— start —

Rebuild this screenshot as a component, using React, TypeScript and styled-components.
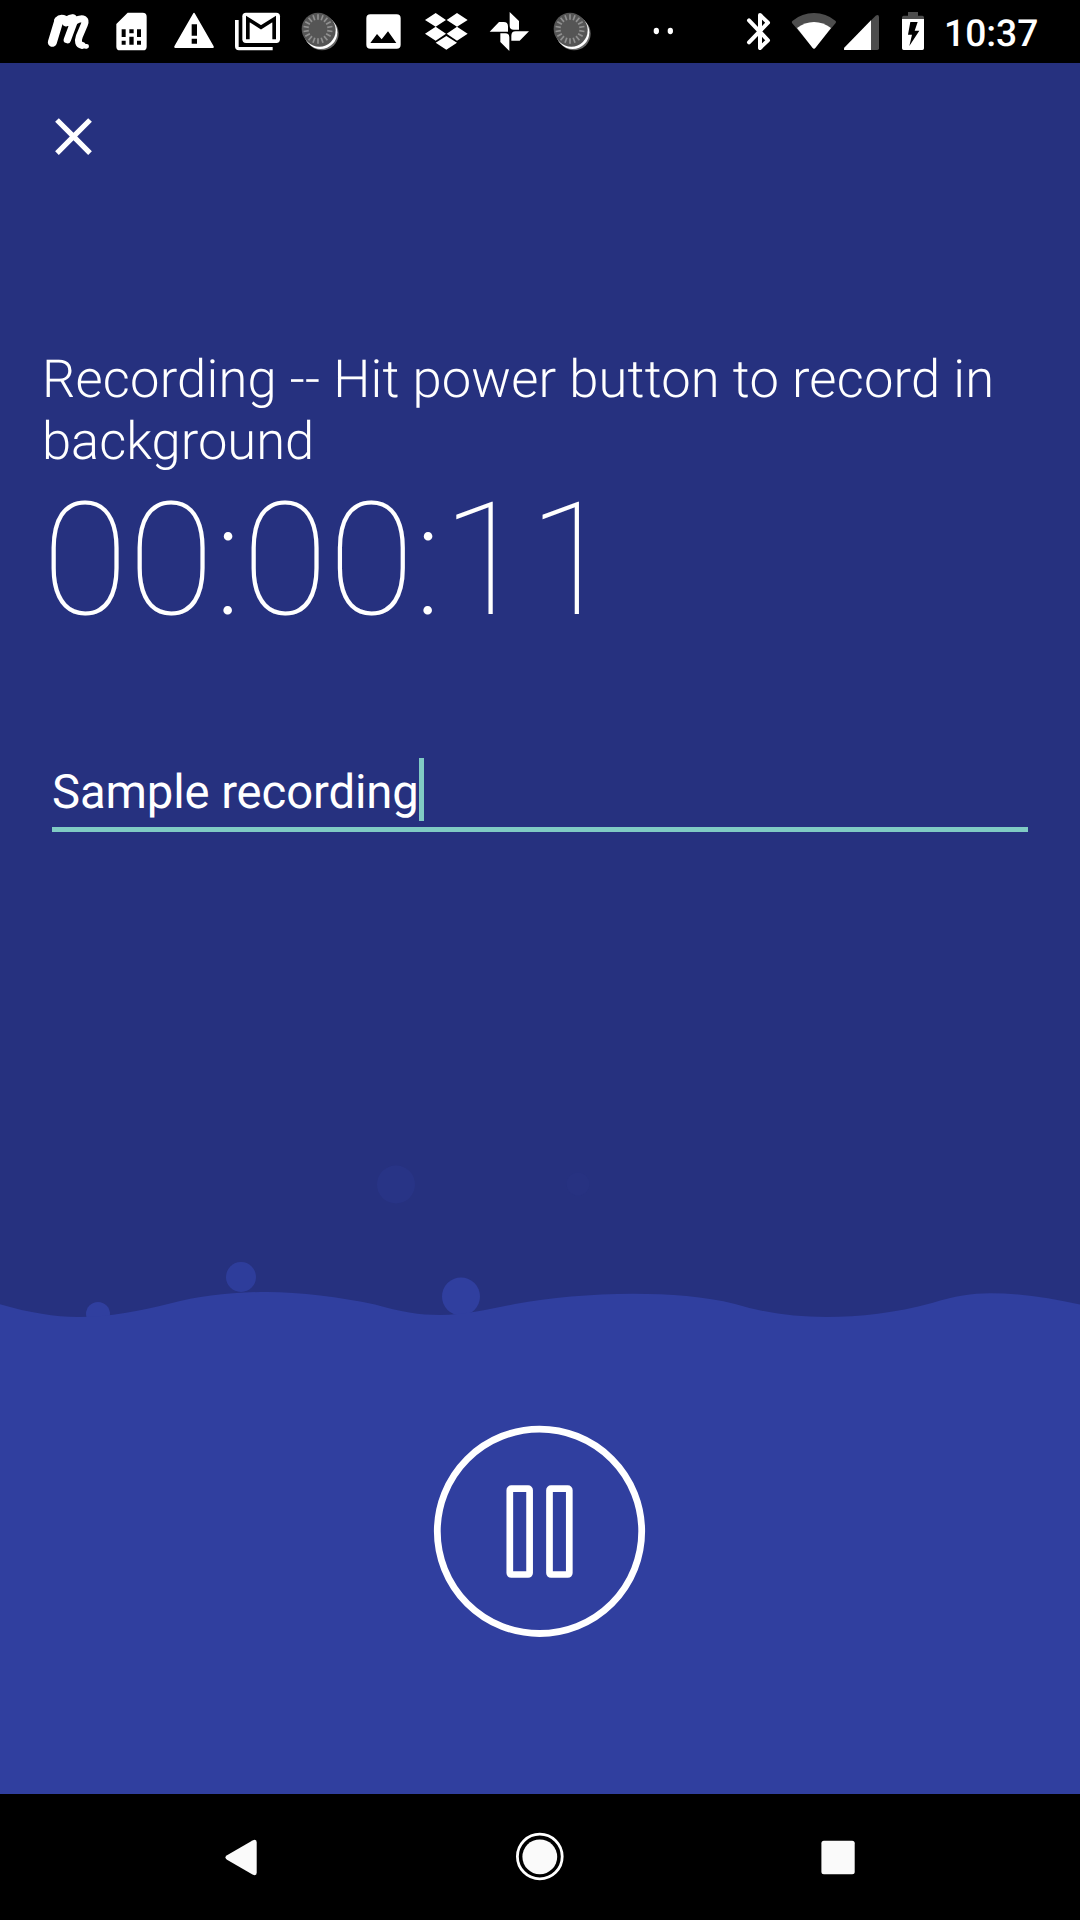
import React from "react";
import styled, { createGlobalStyle } from "styled-components";

const Global = createGlobalStyle`
  * { box-sizing: border-box; }
  body { margin: 0; background: #000; }
`;

const Screen = styled.div`
  width: 1080px;
  height: 1920px;
  display: flex;
  flex-direction: column;
  overflow: hidden;
  background: #26317f;
  color: #fff;
  font-family: Roboto, "Liberation Sans", sans-serif;
  text-rendering: geometricPrecision;
`;

const StatusBar = styled.header`
  height: 63px;
  flex: none;
  display: flex;
  align-items: center;
  padding-left: 37px;
  background: #000;
`;

const Notifications = styled.div`
  display: flex;
`;

const SystemIcons = styled.div`
  display: flex;
  margin-left: auto;
`;

const Glyph = styled.svg<{ $w: number }>`
  display: block;
  flex: none;
  width: ${(p) => p.$w}px;
  height: 63px;
  fill: #fff;
`;

const MoreDots = styled(Glyph)`
  margin-left: 46px;
`;

const Clock = styled.span`
  width: 140px;
  padding: 3px 0 0 4px;
  font-size: 37.2px;
  font-weight: 500;
  line-height: 62px;
  height: 63px;
  white-space: nowrap;
`;

const Recorder = styled.main`
  height: 1087px;
  flex: none;
  display: flex;
  flex-direction: column;
  align-items: flex-start;
`;

const CloseButton = styled.button`
  width: 63px;
  height: 63px;
  margin: 42px 0 0 42px;
  padding: 0;
  border: 0;
  background: none;
  svg { display: block; width: 63px; height: 63px; fill: #fff; }
`;

const Heading = styled.h1`
  margin: 180px 42px 0;
  font-size: 52.5px;
  font-weight: 300;
  line-height: 62px;
`;

const HeadingLead = styled.span`
  letter-spacing: 0.175px;
`;

const Timer = styled.div`
  margin-left: 42px;
  font-size: 157.5px;
  font-weight: 100;
  line-height: 178px;
  letter-spacing: -0.12px;
  white-space: nowrap;
`;

const NameField = styled.div`
  width: 976px;
  height: 74px;
  margin: 108px 0 0 52px;
  display: flex;
  align-items: flex-start;
  border-bottom: 5px solid #80cbc4;
`;

const NameText = styled.span`
  padding-top: 6px;
  font-size: 47.25px;
  line-height: 56px;
  letter-spacing: -0.12px;
  white-space: nowrap;
`;

const Caret = styled.span`
  width: 5px;
  height: 63px;
  background: #80cbc4;
`;

const Waves = styled.svg`
  display: block;
  flex: none;
  width: 1080px;
  height: 170px;
  fill: #303f9f;
`;

const Controls = styled.section`
  flex: 1;
  display: flex;
  justify-content: center;
  align-items: flex-start;
  padding: 105px 1px 0 0;
  background: #303f9f;
`;

const PauseButton = styled.button`
  width: 213px;
  height: 213px;
  padding: 0;
  border: 0;
  background: none;
  svg { display: block; fill: none; stroke: #fff; }
`;

const NavBar = styled.nav`
  height: 126px;
  flex: none;
  display: flex;
  align-items: center;
  justify-content: space-between;
  padding: 0 210px;
  background: #000;
  svg { display: block; fill: #fafafa; }
`;

const Busy = ({ x }: { x: number }) => (
  <Glyph $w={63} viewBox={`${x} 0 189 189`}>
    <circle cx="96" cy="101" r="50" fill="#666" />
    <circle cx="92" cy="97" r="50" fill="#fff" />
    <circle cx="88" cy="91" r="49" fill="#555" />
    <circle cx="84" cy="87" r="49" fill="#555" />
    <g stroke="#909090" strokeWidth="5">
      {Array.from({ length: 18 }, (_, i) => (
        <path key={i} d="M84 43V59" transform={`rotate(${i * 20} 84 87)`} />
      ))}
    </g>
  </Glyph>
);

const bubbles = [
  { x: 98, y: 1314, r: 12, o: 1 },
  { x: 241, y: 1277, r: 15, o: 0.9 },
  { x: 461, y: 1296.5, r: 19, o: 1 },
  { x: 396, y: 1184.5, r: 19, o: 0.22 },
  { x: 578, y: 1184, r: 11.5, o: 0.08 },
];

export default function App() {
  return (
    <Screen>
      <Global />
      <StatusBar>
        <Notifications>
          <Glyph $w={63} viewBox="21 0 189 189">
            <g fill="none" stroke="#fff" strokeLinecap="round" strokeLinejoin="round">
              <path d="M67 127L86 64" strokeWidth="27" />
              <path d="M86 62Q91 56 99 58L116 65" strokeWidth="27" />
              <path d="M128 54Q112 56 108 68" strokeWidth="22" />
              <path d="M128 55Q136 56 131 68L112 119" strokeWidth="22" />
              <path d="M134 64Q152 53 162 58Q168 62 163 74L148 109Q140 132 156 136" strokeWidth="21" />
              <path d="M151 132Q159 140 170 139" strokeWidth="14" />
            </g>
          </Glyph>
          <Glyph $w={63} viewBox="210 0 189 189">
            <path
              fillRule="evenodd"
              d="M293 38H338Q350 38 350 50V140Q350 151 339 151H270Q259 151 259 140V72ZM275 88v23h12v-23zM298 88v12h13v-12zM321 88v23h12v-23zM275 122v12h12v-12zM298 110v24h13v-24zM321 122v12h12v-12z"
            />
          </Glyph>
          <Glyph $w={63} viewBox="399 0 189 189">
            <path
              fillRule="evenodd"
              d="M489 41Q492 36 495 41L551 139Q553 144 549 144H436Q431 144 433 139ZM485 73v34h16v-34zM485 116v15h16v-15z"
            />
          </Glyph>
          <Glyph $w={63} viewBox="588 0 189 189">
            <path d="M615 60h11v81h102v10H627Q615 151 615 139Z" />
            <rect x="637" y="38" width="113" height="91" rx="11" />
            <path d="M653.500 118V57L693 82L732.500 57V118" fill="none" stroke="#000" strokeWidth="11" />
          </Glyph>
          <Busy x={-3} />
          <Glyph $w={63} viewBox="186 0 189 189">
            <path
              fillRule="evenodd"
              d="M241 43H320Q332 43 332 55V134Q332 146 320 146H241Q229 146 229 134V55Q229 43 241 43ZM241 129H319L294 94L275 118L261 102Z"
            />
          </Glyph>
          <Glyph $w={63} viewBox="375 0 189 189">
            <path d="M437 39L468 60L437 80L405 60ZM501 39L533 60L501 80L470 60ZM437 80L468 101L437 122L405 101ZM501 80L533 101L501 122L470 101ZM469 108L501 128L469 149L437 128Z" />
          </Glyph>
          <Glyph $w={63} viewBox="564 0 189 189">
            <path d="M659 36L687 63V89H671Q659 89 659 77ZM599 95L627 66H641Q654 66 654 79V95ZM658 153L631 126V100H646Q658 100 658 112ZM717 94L689 122H664V107Q664 94 677 94Z" />
          </Glyph>
          <Busy x={-3} />
        </Notifications>
        <MoreDots $w={30} viewBox="60 0 90 189">
          <ellipse cx="79" cy="93" rx="8" ry="9.500" />
          <ellipse cx="121" cy="93" rx="8" ry="9.500" />
        </MoreDots>
        <SystemIcons>
          <Glyph $w={50} viewBox="330 0 150 189">
            <path
              d="M357 61L414 121L390 144V45L414 68L357 127"
              fill="none"
              stroke="#fff"
              strokeWidth="12"
              strokeLinecap="round"
              strokeLinejoin="round"
            />
          </Glyph>
          <Glyph $w={52} viewBox="480 0 156 189">
            <path fill="#4d4d4d" d="M488 62Q516 39 552 39T616 62Q620 65 617 69L552 147L486 69Q484 65 488 62Z" />
            <path d="M501 84Q524 66 552 66T603 84L556 144Q552 149 548 144Z" />
          </Glyph>
          <Glyph $w={48} viewBox="636 0 144 189">
            <path fill="#4d4d4d" d="M642 150V143L737 47Q747 42 747 52V145Q747 150 742 150Z" />
            <path d="M723 61V150H645Q640 150 643 143Z" />
          </Glyph>
          <Glyph $w={50} viewBox="780 0 150 189">
            <path fill="#4d4d4d" d="M834 36H864V47H877Q882 47 882 53V58H816V53Q816 47 821 47H834Z" />
            <path fillRule="evenodd" d="M816 57H882V145Q882 150 877 150H821Q816 150 816 145ZM841 66L834 104H846L838 138L868 92H854L863 66Z" />
          </Glyph>
          <Clock>10:37</Clock>
        </SystemIcons>
      </StatusBar>

      <Recorder>
        <CloseButton aria-label="Close">
          <svg viewBox="0 0 24 24">
            <path d="M19 6.410L17.590 5 12 10.590 6.410 5 5 6.410 10.590 12 5 17.590 6.410 19 12 13.410 17.590 19 19 17.590 13.410 12z" />
          </svg>
        </CloseButton>
        <Heading>
          <HeadingLead>Recording -- Hit power button to record in</HeadingLead> background
        </Heading>
        <Timer>00:00:11</Timer>
        <NameField>
          <NameText>Sample recording</NameText>
          <Caret />
        </NameField>
      </Recorder>

      <Waves viewBox="0 1150 1080 170">
        {bubbles.map((b) => (
          <circle key={b.x} cx={b.x} cy={b.y} r={b.r} opacity={b.o} />
        ))}
        <path d="M0 1304.300C30 1313 55 1317 78 1317C110 1317 140 1311 170 1303.500C200 1296 230 1292 267 1292C300 1292 340 1297 375 1304.500C400 1312 420 1315 440 1315C465 1315 490 1309 515 1304C550 1298 590 1293.800 633 1293.800C670 1293.800 705 1296.500 735 1304C765 1313 795 1317 826 1317C860 1317 895 1313 932 1303C955 1296 972 1293.200 990 1293.200C1020 1293.200 1050 1298 1080 1304.500V1320H0Z" />
      </Waves>

      <Controls>
        <PauseButton aria-label="Pause">
          <svg width="213" height="213" viewBox="433 1425 213 213">
            <circle cx="539.500" cy="1531.300" r="102.200" strokeWidth="6.800" />
            <g strokeWidth="6.700" strokeLinejoin="round">
              <rect x="509.800" y="1488.700" width="19.800" height="85.800" rx="1.500" />
              <rect x="549.500" y="1488.700" width="19.800" height="85.800" rx="1.500" />
            </g>
          </svg>
        </PauseButton>
      </Controls>

      <NavBar>
        <svg width="63" height="63" viewBox="210 1825.500 63 63">
          <path d="M227 1854.800L252.500 1840Q256.700 1838 256.700 1842V1872Q256.700 1876 252.500 1874L227 1859.200Q223.800 1857 227 1854.800Z" />
        </svg>
        <svg width="63" height="63" viewBox="508.500 1825.500 63 63">
          <circle cx="539.300" cy="1856" r="22.400" fill="none" stroke="#fff" strokeWidth="2.800" />
          <circle cx="539.300" cy="1856.300" r="17.400" />
        </svg>
        <svg width="63" height="63" viewBox="807 1825.500 63 63">
          <rect x="821.400" y="1840.300" width="33.300" height="33.400" rx="2.500" />
        </svg>
      </NavBar>
    </Screen>
  );
}
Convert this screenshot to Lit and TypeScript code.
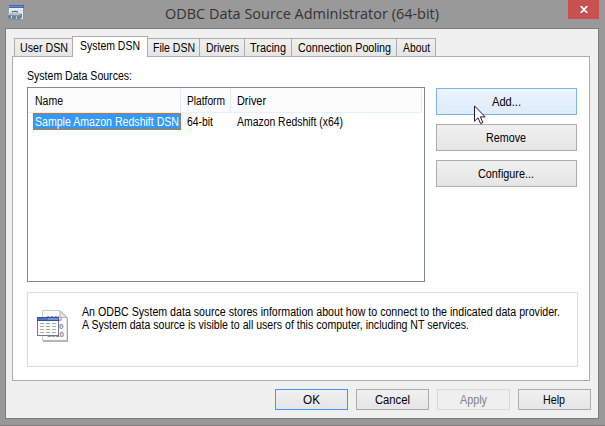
import { LitElement, html, css } from "lit";
import { customElement, property } from "lit/decorators.js";

/** A single line of label text, condensed to an exact advance width. */
@customElement("ui-label")
class UiLabel extends LitElement {
  @property() text = "";
  @property({ type: Number }) w = 50;

  static styles = css`
    :host { display: block; height: 14px; flex: none; }
    svg { display: block; overflow: visible; height: 14px; }
    text { fill: currentColor; font: inherit; }
  `;

  render() {
    return html`<svg width=${this.w} height="14">
      <text x="0" y="11" textLength=${this.w} lengthAdjust="spacingAndGlyphs">${this.text}</text>
    </svg>`;
  }
}

@customElement("push-button")
class PushButton extends LitElement {
  @property() text = "";
  @property({ type: Number }) w = 30;
  @property({ reflect: true }) kind = "normal";

  static styles = css`
    :host { display: block; }
    button {
      box-sizing: border-box; width: 100%; height: 100%; padding: 0 1px 0 0; margin: 0;
      display: flex; align-items: center; justify-content: center;
      border: 1px solid #acacac; border-radius: 0; color: #000;
      background: linear-gradient(#f0f0f0, #e5e5e5);
      font: inherit;
    }
    :host([kind="hot"]) button { border-color: #7eb4ea; background: linear-gradient(#ecf4fc, #dcecfc); }
    :host([kind="default"]) button { border-color: #3c99f5; }
    :host([kind="disabled"]) button { border-color: #d9d9d9; background: #efefef; color: #838383; }
  `;

  render() {
    return html`<button ?disabled=${this.kind === "disabled"}>
      <ui-label .text=${this.text} .w=${this.w}></ui-label>
    </button>`;
  }
}

const appIcon = html`<svg class="app-icon" width="16" height="17" viewBox="0 0 16 17">
  <rect x="1" y="0" width="15" height="14" fill="#e9ecf2" />
  <rect x="1" y="0" width="15" height="3" fill="#3e68ac" />
  <rect x="1" y="1" width="14" height="1" fill="#6a91cd" />
  <path d="M3 5.5H14" stroke="#c9ced8" stroke-dasharray="2 1" />
  <path d="M15.5 3V14" stroke="#8794a5" />
  <path d="M4.5 8.5V6.5H9.5V9" fill="none" stroke="#59646c" />
  <path d="M0 8.5H14V12.5L11 15.5L0 14Z" fill="#7890a1" />
  <path d="M0 8.5L3 7.2L14 8L11 10.3L0 9.8Z" fill="#b2c4ce" />
  <path d="M0 11.5L11 12.5L14 10.5" fill="none" stroke="#5f7485" />
  <path d="M3.5 11V13M8.5 11.5V13.5" stroke="#d9e4e9" />
</svg>`;

const dsnIcon = html`<svg class="dsn-icon" width="32" height="34" viewBox="0 0 32 34">
  <path d="M6 1H24L31 8V32H6Z" fill="#c2c2c2" />
  <path d="M5.5 .5H23L30 7.5V30.5H5.5Z" fill="#fafafa" stroke="#c8c8c8" />
  <path d="M6 31H30.5V8" fill="none" stroke="#a6a6a6" />
  <g class="digits">
    <text x="9" y="11" textLength="16">1010</text>
    <text x="22" y="19">0</text>
    <text x="10" y="27" textLength="17">1010</text>
  </g>
  <path d="M23 1V7.5H30Z" fill="#e6e6e6" stroke="#b7b7b7" />
  <rect x=".5" y="7.5" width="21" height="18" fill="#fcfcfa" stroke="#777b7e" />
  <rect x="0" y="7" width="22" height="4" fill="#31549b" />
  <rect x="1" y="8" width="20" height="2" fill="#7094d6" />
  <rect x="1" y="8" width="10" height="2" fill="#4f76bd" />
  <path d="M3 13.5H20M3 16.5H20M3 19.5H20M3 22.5H20" stroke="#a7aaa7" stroke-dasharray="4 2" />
</svg>`;

const tabs = [
  { text: "User DSN", w: 48, box: 59 },
  { text: "System DSN", w: 60, box: 76 },
  { text: "File DSN", w: 42, box: 53 },
  { text: "Drivers", w: 33, box: 46 },
  { text: "Tracing", w: 36, box: 48 },
  { text: "Connection Pooling", w: 93, box: 106 },
  { text: "About", w: 27, box: 40 },
];

@customElement("app-root")
class AppRoot extends LitElement {
  static styles = css`
    :host {
      display: block; position: relative; box-sizing: border-box;
      width: 605px; height: 426px; overflow: hidden;
      background: #999; border-bottom: 1px solid #7d7779;
      font: 12px "Liberation Sans", Arial, sans-serif; color: #000;
    }
    .titlebar { display: flex; height: 28px; position: relative; justify-content: center; }
    .app-icon { position: absolute; left: 8px; top: 5px; }
    .title { font: 15px "Open Sans", "Noto Sans", sans-serif; padding: 8px 1px 0 0; }
    .title svg { display: block; overflow: visible; }
    .title text { fill: #333; }
    .close {
      position: absolute; right: 6px; top: 0; width: 31px; height: 19px;
      background: #c75050; border: 0; padding: 0;
      display: flex; align-items: center; justify-content: center;
    }
    .close svg { display: block; margin-left: 1px; }
    .client {
      box-sizing: border-box; width: 594px; height: 391px; margin-left: 5px;
      border: 1px solid #7c7c7c; background: #f0f0f0; padding: 7px 0 0 6px;
    }
    .tabs { display: flex; align-items: flex-end; height: 20px; padding-left: 2px; }
    .tab {
      box-sizing: border-box; height: 18px; border: 1px solid #acacac; border-bottom: 0;
      margin-right: -1px; background: linear-gradient(#f0f0f0, #e5e5e5);
      display: flex; justify-content: center; padding-top: 2px; flex: none;
    }
    .tab.active { height: 21px; background: #fff; margin-bottom: -1px; position: relative; }
    .panel {
      box-sizing: border-box; width: 578px; height: 325px;
      border: 1px solid #acacac; background: #fff; padding: 12px 11px 0 14px;
    }
    .caption { height: 18px; }
    .body { display: flex; gap: 11px; }
    .list { box-sizing: border-box; width: 398px; height: 195px; border: 1px solid #828790; padding: 0 2px 0 0; }
    .head { display: flex; height: 24px; background: #fcfcfc; border-bottom: 1px solid #e5f0fc; padding-left: 1px; }
    .head div { box-sizing: border-box; border-right: 1px solid #deebfa; margin-top: 1px; height: 23px; padding: 5px 0 0 6px; }
    .c1 { width: 152px; } .c2 { width: 50px; } .c3 { flex: 1; }
    .row { display: flex; height: 17px; padding-left: 5px; }
    .cell1 {
      box-sizing: border-box; width: 148px; background: #39f; color: #fff;
      border: 1px dotted #c7752b; padding: 1px 0 0 1px;
    }
    .cell { padding: 2px 0 0 6px; width: 44px; }
    .buttons { display: flex; flex-direction: column; gap: 9px; padding-top: 1px; }
    .buttons push-button { width: 141px; height: 27px; }
    .info {
      box-sizing: border-box; width: 551px; height: 75px; margin-top: 10px;
      border: 1px solid #dcdcdc; display: flex; gap: 13px; padding: 12px 0 0 9px;
    }
    .dsn-icon { flex: none; margin-top: 5px; }
    .digits { fill: #8984a6; font: bold 8px "Liberation Sans", sans-serif; }
    .copy ui-label { height: 13px; }
    .footer { display: flex; gap: 8px; padding: 8px 0 0 263px; }
    .footer push-button { width: 73px; height: 21px; }
    .cursor { position: absolute; left: 474px; top: 105px; }
  `;

  label(text: string, w: number) {
    return html`<ui-label .text=${text} .w=${w}></ui-label>`;
  }

  render() {
    return html`
      <div class="titlebar">
        ${appIcon}
        <div class="title"><svg width="274" height="20">
          <text x="0" y="11" textLength="274" lengthAdjust="spacingAndGlyphs">ODBC Data Source Administrator (64-bit)</text>
        </svg></div>
        <button class="close" aria-label="Close">
          <svg width="8" height="7" viewBox="0 0 8 7"><path d="M.7 0L7.3 7M7.3 0L.7 7" stroke="#fff" stroke-width="1.7" /></svg>
        </button>
      </div>
      <div class="client">
        <div class="tabs">
          ${tabs.map((t, i) => html`<div class="tab ${i === 1 ? "active" : ""}" style="width:${t.box}px">${this.label(t.text, t.w)}</div>`)}
        </div>
        <div class="panel">
          <div class="caption">${this.label("System Data Sources:", 105)}</div>
          <div class="body">
            <div class="list">
              <div class="head">
                <div class="c1">${this.label("Name", 28)}</div>
                <div class="c2">${this.label("Platform", 38)}</div>
                <div class="c3">${this.label("Driver", 29)}</div>
              </div>
              <div class="row">
                <div class="cell1">${this.label("Sample Amazon Redshift DSN", 144)}</div>
                <div class="cell">${this.label("64-bit", 26)}</div>
                <div class="cell">${this.label("Amazon Redshift (x64)", 106)}</div>
              </div>
            </div>
            <div class="buttons">
              <push-button text="Add..." .w=${29} kind="hot"></push-button>
              <push-button text="Remove" .w=${40}></push-button>
              <push-button text="Configure..." .w=${56}></push-button>
            </div>
          </div>
          <div class="info">
            ${dsnIcon}
            <div class="copy">
              ${this.label("An ODBC System data source stores information about how to connect to the indicated data provider.", 478)}
              ${this.label("A System data source is visible to all users of this computer, including NT services.", 387)}
            </div>
          </div>
        </div>
        <div class="footer">
          <push-button text="OK" .w=${17} kind="default"></push-button>
          <push-button text="Cancel" .w=${35}></push-button>
          <push-button text="Apply" .w=${27} kind="disabled"></push-button>
          <push-button text="Help" .w=${22}></push-button>
        </div>
      </div>
      <svg class="cursor" width="12" height="20" viewBox="0 0 12 20">
        <path d="M.5 .9V16.2L4 12.8L6.6 18.6L8.9 17.6L6.4 11.9H11.2Z" fill="#fff" stroke="#1c1c38" />
      </svg>
    `;
  }
}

— end —

■ Task to complete
Note every line above where the string "screenshot" shows up, and copy those lines.

■ The output
Rebuild this screenshot as a component, using React, TypeScript and styled-components.
Convert this screenshot to Lit and TypeScript code.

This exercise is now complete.